Richard Larry, friend of liberty

Editor’s note: Dr. John A. Sparks is the retired Dean of the Calderwood School of Arts & Letters at Grove City College. He is one of the co-founders of The Center for Vision & Values and worked regularly with Dick Larry as an applicant for Scaife Foundation grants. Dr. Richard G. Jewell is the President of Grove City College.

The world lost a quiet but forceful champion for freedom on Saturday, July 6, 2013 with the death of the former president of the Sarah Scaife Foundation and former Grove City College trustee Richard M. Larry.

Dick, as he preferred to be called, was a man of character, integrity, and wide-ranging intellect. For many years, those of us who applied to the foundation for funding had the pleasure of being treated well and respected. Dick encouraged us with great kindness and care and with a real sense that he had painstakingly looked at all of the details of our proposal. He was the quintessential gentleman, yet he would honestly inform applicants if and when their proposals failed to further enhance an understanding of the free society he so fervently valued.

Dick Larry was very effective at providing a special kind of intellectual brokerage. He gently made grant applicant “A” aware of other persons, “B” and “C,” who were laboring in the same area. Dick would then suggest that those grant applicants make contact with each other in order to build collaboration and to work with an awareness of what other applicants were pursuing. In this way, Dick Larry maximized the impact of grants, avoiding obvious duplication and, at the same time, encouraging applicants to share ideas that worked and avoid approaches that had not been productive. He also thereby furthered the cause of freedom.

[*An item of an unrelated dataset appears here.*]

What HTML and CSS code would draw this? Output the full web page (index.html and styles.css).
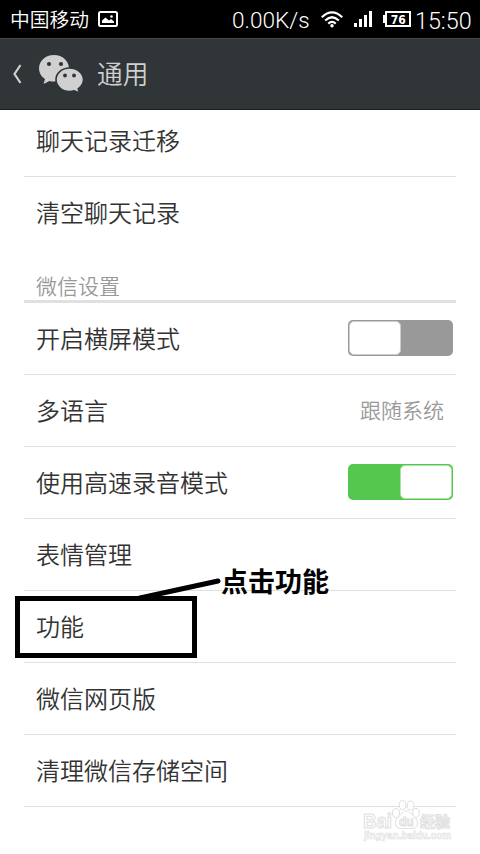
FILE: index.html
```html
<!DOCTYPE html>
<html lang="zh-CN">
<head>
  <meta charset="UTF-8">
  <meta name="viewport" content="width=device-width, initial-scale=1.0">
  <title>通用</title>
  <link rel="stylesheet" href="styles.css">
</head>
<body>
  <div class="screen">
    <div class="status-bar">
      <span class="carrier">中国移动</span>
      <svg class="icon-picture" width="20" height="16" viewBox="0 0 20 16">
        <rect x="1" y="1" width="18" height="14" rx="1.5" fill="none" stroke="#fff" stroke-width="2"/>
        <path d="M4 12V9.500L7.500 6.500L11 9.500L13 8L16 10.500V12Z" fill="#fff"/>
        <circle cx="13.500" cy="5.500" r="1.300" fill="#fff"/>
      </svg>
      <span class="speed">0.00K/s</span>
      <svg class="icon-wifi" width="22" height="17" viewBox="0 0 22 17">
        <g fill="none" stroke="#fff" stroke-width="2.200">
          <path d="M0.800 6.200Q11 -3.500 21.200 6.200"/>
          <path d="M4.200 9.500Q11 3 17.800 9.500"/>
          <path d="M7.300 12.600Q11 9 14.700 12.600"/>
        </g>
        <circle cx="11" cy="14.800" r="1.700" fill="#fff"/>
      </svg>
      <svg class="icon-signal" width="18" height="16" viewBox="0 0 18 16">
        <path d="M0 12h3v4H0zM5 8h3v8H5zM10 4h3v12h-3zM15 0h3v16h-3z" fill="#fff"/>
      </svg>
      <svg class="icon-battery" width="28" height="16" viewBox="0 0 28 16">
        <rect x="3" y="1" width="24" height="14" fill="none" stroke="#fff" stroke-width="2"/>
        <path d="M0 4h2v8H0z" fill="#fff"/>
        <text class="battery-text" x="15.200" y="12.500" text-anchor="middle" textLength="15" lengthAdjust="spacingAndGlyphs">76</text>
      </svg>
      <span class="clock">15:50</span>
    </div>

    <div class="title-bar">
      <svg class="icon-back" width="10" height="20" viewBox="0 0 10 20">
        <path d="M8.500 1L2.500 10L8.500 19" fill="none" stroke="#d0d0d0" stroke-width="2.200"/>
      </svg>
      <svg class="icon-wechat" width="46" height="40" viewBox="0 0 46 40">
        <path d="M16 1C7.200 1 1 7.200 1 14.500c0 4.300 2.200 8 6 10.500L5.500 30l6-3c1.500.4 3 .6 4.500.6C24.500 27.600 31 22 31 14.500S24.500 1 16 1Z" fill="#d0d0d0"/>
        <path d="M31.500 14C24 14 18 19 18 25.600S24 37.500 31.500 37.500c1.600 0 3.200-.2 4.600-.7l5.400 2.200-1.300-4.200c3.100-2.100 5.300-5.200 5.300-9C45.500 19 39 14 31.500 14Z" fill="#d0d0d0" stroke="#303537" stroke-width="1.600"/>
        <g fill="#303537">
          <circle cx="11" cy="10" r="2.100"/>
          <circle cx="23" cy="10" r="2.100"/>
          <circle cx="27" cy="21.500" r="1.900"/>
          <circle cx="36" cy="21.500" r="1.900"/>
        </g>
      </svg>
      <span class="title">通用</span>
    </div>

    <div class="list">
      <div class="row"><span class="label">聊天记录迁移</span></div>
      <div class="row no-line"><span class="label">清空聊天记录</span></div>
      <div class="section">微信设置</div>
      <div class="row"><span class="label">开启横屏模式</span><span class="switch"></span></div>
      <div class="row"><span class="label">多语言</span><span class="value">跟随系统</span></div>
      <div class="row"><span class="label">使用高速录音模式</span><span class="switch on"></span></div>
      <div class="row"><span class="label">表情管理</span></div>
      <div class="row"><span class="label">功能</span></div>
      <div class="row"><span class="label">微信网页版</span></div>
      <div class="row"><span class="label">清理微信存储空间</span></div>
    </div>

    <!-- 标注 -->
    <div class="mark-box"></div>
    <svg class="mark-line" width="84" height="24" viewBox="0 0 84 24">
      <path d="M2 22L80 5" stroke="#000" stroke-width="5" stroke-linecap="round"/>
    </svg>
    <div class="mark-text">点击功能</div>

    <svg class="watermark" width="96" height="46" viewBox="0 0 96 46">
      <g fill="#fff" stroke="#e0e0e0" stroke-width="1">
        <ellipse cx="36" cy="16" rx="3.500" ry="4.500"/>
        <ellipse cx="42.500" cy="8" rx="3.300" ry="4.500"/>
        <ellipse cx="50.500" cy="8.500" rx="3.300" ry="4.500"/>
        <ellipse cx="56" cy="16" rx="3.300" ry="4.500"/>
        <path d="M46 14c-4 0-5 4-8 6.500-3.500 3-4 11 3 11h11c7 0 6.500-8 3-11S50 14 46 14Z"/>
        <text class="wm-logo" x="3" y="31" textLength="29" lengthAdjust="spacingAndGlyphs">Bai</text>
        <text class="wm-du" x="39" y="29">du</text>
        <text class="wm-cn" x="60" y="30">经验</text>
        <text class="wm-url" x="4" y="42" textLength="87" lengthAdjust="spacingAndGlyphs">jingyan.baidu.com</text>
      </g>
    </svg>
  </div>
</body>
</html>
```
FILE: styles.css
```css
body {
  margin: 0;
  background: #fff;
  font-family: "Noto Sans CJK SC", sans-serif;
}
.screen {
  position: relative;
  width: 480px;
  height: 854px;
  overflow: hidden;
}
.status-bar {
  display: flex;
  align-items: center;
  box-sizing: border-box;
  height: 38px;
  padding-left: 10px;
  background: #000;
  color: #fff;
}
.carrier {
  width: 88px;
  font-size: 19.800px;
  font-weight: 350;
  line-height: 38px;
}
.speed,
.clock {
  font-family: Roboto, sans-serif;
  font-weight: 300;
  line-height: 38px;
  padding-top: 3px;
}
.speed {
  width: 89px;
  margin-left: 114px;
  font-size: 22.600px;
}
.clock {
  font-size: 23.300px;
  margin-left: 4px;
}
.icon-signal {
  margin-left: 11px;
}
.icon-battery {
  margin-left: 11px;
}
.battery-text {
  font-family: "DejaVu Sans", sans-serif;
  font-size: 12px;
  font-weight: bold;
  fill: #fff;
}
.title-bar {
  display: flex;
  align-items: center;
  box-sizing: border-box;
  height: 72px;
  padding-left: 12px;
  background: #303537;
  border-top: 1px solid #4b4945;
  border-bottom: 1px solid #1c1f20;
}
.icon-wechat {
  margin-left: 16px;
}
.title {
  margin-left: 13px;
  padding-bottom: 4px;
  font-size: 25.700px;
  font-weight: 350;
  color: #d0d0d0;
}
/* 列表已向上滚动 5px */
.list {
  height: 744px;
  overflow: hidden;
  padding: 0 24px;
}
.row {
  display: flex;
  align-items: center;
  justify-content: space-between;
  box-sizing: border-box;
  height: 72px;
  padding: 0 3px 1px 12px;
  border-bottom: 1px solid #e0e0e0;
  font-size: 24px;
  font-weight: 350;
  color: #333;
}
.row:first-child {
  margin-top: -5px;
}
.label {
  padding-bottom: 2px;
}
.no-line {
  border-bottom-color: transparent;
}
.section {
  box-sizing: border-box;
  height: 54px;
  padding: 21px 0 0 12px;
  border-bottom: 3px solid #e0e0e0;
  font-size: 21px;
  font-weight: 350;
  line-height: 31px;
  color: #999;
}
.value {
  margin-right: 9px;
  padding-bottom: 2px;
  font-size: 21px;
  color: #999;
}
.switch {
  display: flex;
  box-sizing: border-box;
  width: 105px;
  height: 36px;
  padding: 1px;
  border-radius: 5px;
  background: #999;
}
.switch::before {
  content: "";
  box-sizing: border-box;
  width: 52px;
  border: 1px solid #ccc;
  border-radius: 5px;
  background: #fff;
}
.on {
  justify-content: flex-end;
  background: #54c84e;
}
.on::before {
  border-color: #a9e3a6;
}
.mark-box {
  position: absolute;
  left: 15px;
  top: 596px;
  box-sizing: border-box;
  width: 182px;
  height: 62px;
  border: 5px solid #000;
}
.mark-line {
  position: absolute;
  left: 138px;
  top: 576px;
}
.mark-text {
  position: absolute;
  left: 221px;
  top: 561px;
  font-size: 27px;
  font-weight: bold;
  line-height: 40px;
  color: #000;
}
.watermark {
  position: absolute;
  left: 360px;
  top: 797px;
}
.wm-logo,
.wm-du,
.wm-url {
  font-family: "Liberation Sans", sans-serif;
  font-weight: bold;
}
.wm-logo {
  font-size: 20px;
}
.wm-du {
  font-size: 12px;
}
.wm-cn {
  font-size: 15px;
  font-weight: bold;
}
.wm-url {
  font-size: 10px;
  stroke-width: 0.600px;
}
```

It is important to note that he never made those of us who proposed smaller-scale projects feel that our efforts were insignificant for the advancement of liberty. One project that immediately comes to mind were the small summer programs in public policy and private enterprise that were provided through Grove City College. In fact, those fledging efforts later became a publication called Vision & Values. Soon after, with the leadership of Paul Kengor and Lee Wishing, the program became a larger force for the exploration of faith and freedom: The Center for Vision & Values at Grove City College.

It was on a national level, however, that Dick’s presence was most impactful. Working alongside Dick Scaife’s other close confidant and trusted aide, Dan McMichael (who also just passed away), Dick Larry adroitly executed Scaife’s philosophical game plan to identify and empower think-tanks and other conservative causes. The plan was to introduce into the marketplace of ideas views separate, distinct, and provocative from the more progressive mainstream views then in evidence. It was Scaife’s money and philosophy, but without someone like Dick Larry to triage the many possible uses of funds and to discreetly build the coalitions necessary to make conservativism a robust movement, it would not have had the same impact. For 29 years Larry labored in this vineyard – often helping to plant the grapes and harvest the output.

The existence of those organizations which labor in the vanguard of liberty today, advocating the importance of the private sector, constitutional government, free economic institutions, and traditional values, in large measure owe their success to the insight, nurturing, and care of Dick Larry.